I opened my email one morning after Devex had published an op-ed that I had written titled, But Wait Until They See Your Black face. I was flooded by emails from black women all across the globe thanking me for writing about the invisibility of black women, particularly in leadership roles in the development aid sector. Through their emails, I understood that my story did not really belong to me. It was not unique. It was the lived experience of black women breaking into a sector that had historically been almost exclusively under the purview of white men.

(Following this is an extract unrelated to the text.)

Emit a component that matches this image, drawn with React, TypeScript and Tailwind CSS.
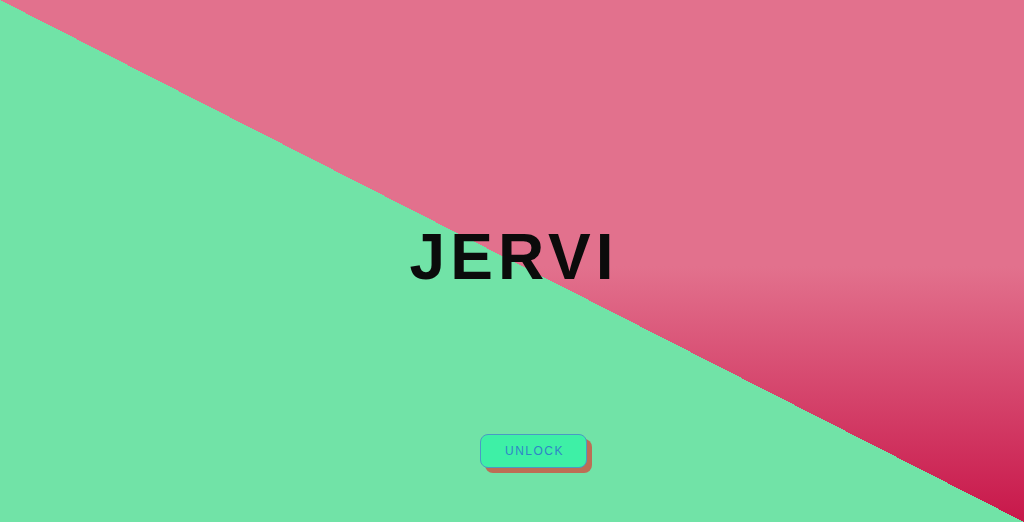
import React from "react";

export default function App() {
  return (
    <div
      className="w-full h-[522px] overflow-hidden flex flex-col items-center pt-[225px] bg-[linear-gradient(to_top_right,#71e3a7_50%,transparent_50%),linear-gradient(to_bottom,#e2718d_51%,#c8174a_100%)]"
      style={{ fontFamily: '"Liberation Sans", Arial, sans-serif' }}
    >
      <h1 className="text-[64px] leading-[64px] font-bold text-[#0b0b0b] tracking-[5px] pl-[4px] m-0">
        JERVI
      </h1>
      <button className="mt-[145px] ml-[43px] w-[107px] h-[34px] rounded-lg border border-[#4a9ac4] bg-[#3ef0a6] shadow-[5px_5px_0_#bd6e55] text-[12px] tracking-[1.5px] text-[#2e86c6] flex items-center justify-center pl-[2px]">
        UNLOCK
      </button>
    </div>
  );
}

Some of the women who wrote to me were already [working] in the sector but none were in the top jobs or anywhere close to where they aspired to be. Some shared that they felt they were not given internal consideration for advancement opportunities. Others were just trying to break in to the sector, but were struggling to find an entry point.

The vast majority was frustrated with what they described as a casual racism that permeated their work lives on a daily basis. This casual racism, they agreed, was buttressed by the larger system where gender and race intersected, where there was an accepted power imbalance and everyone was aware of their place.

Many of the women talked about being undervalued, that their degrees and credentials did not hold the weight that they expected, that their ideas were only validated when the white male in the room repeated it, that their experiences were not held in high esteem by leadership, and many asserted that the goal posts for advancement shifted constantly. Others thanked me for calling out to an elephant in the room – this suggestion that the rising tide will lift all boats – that more women will translate into more of us sitting at the at the decision making table. Black women responding to the post unequivocally rejected that notion as a fallacy. Let us not pretend that simply adding to the numbers of white women in the sector will solve the problem – that is not diversity nor inclusion.

Dear Angela, I just wanted to let you know that I read your recent post on Devex and could not thank you anymore for literally taking the words out of my mind. It’s great to see women of color speaking up about our experiences and injustices in the sector. Thank you for your bravery.

I felt many things, but not brave. What stood out to me was the outpouring of angst – not only of gender realities, which is fraught with its own perils, but then you add race to the equation and black women find themselves constantly assessing their value. Are we ever going to be good enough?

What struck me in these messages was just the sheer exhaustion that accompanied the mental gymnastics required to navigate the humanitarian and development workplace. No doubt that black women are aware that racial disparities exist in every professional environment but it is particularly troubling in the ‘doing good’ sector. This is the paradox of humanitarian aid and development – the privilege of doing-good on one hand, in a system built on exclusion and systematic racism on the other.

Hi Angela, I read your opinion piece on Devex this morning. I found myself nodding my head throughout the read, because I could relate to many of the points you highlighted. Thank you for serving as a voice for minorities in the development field.  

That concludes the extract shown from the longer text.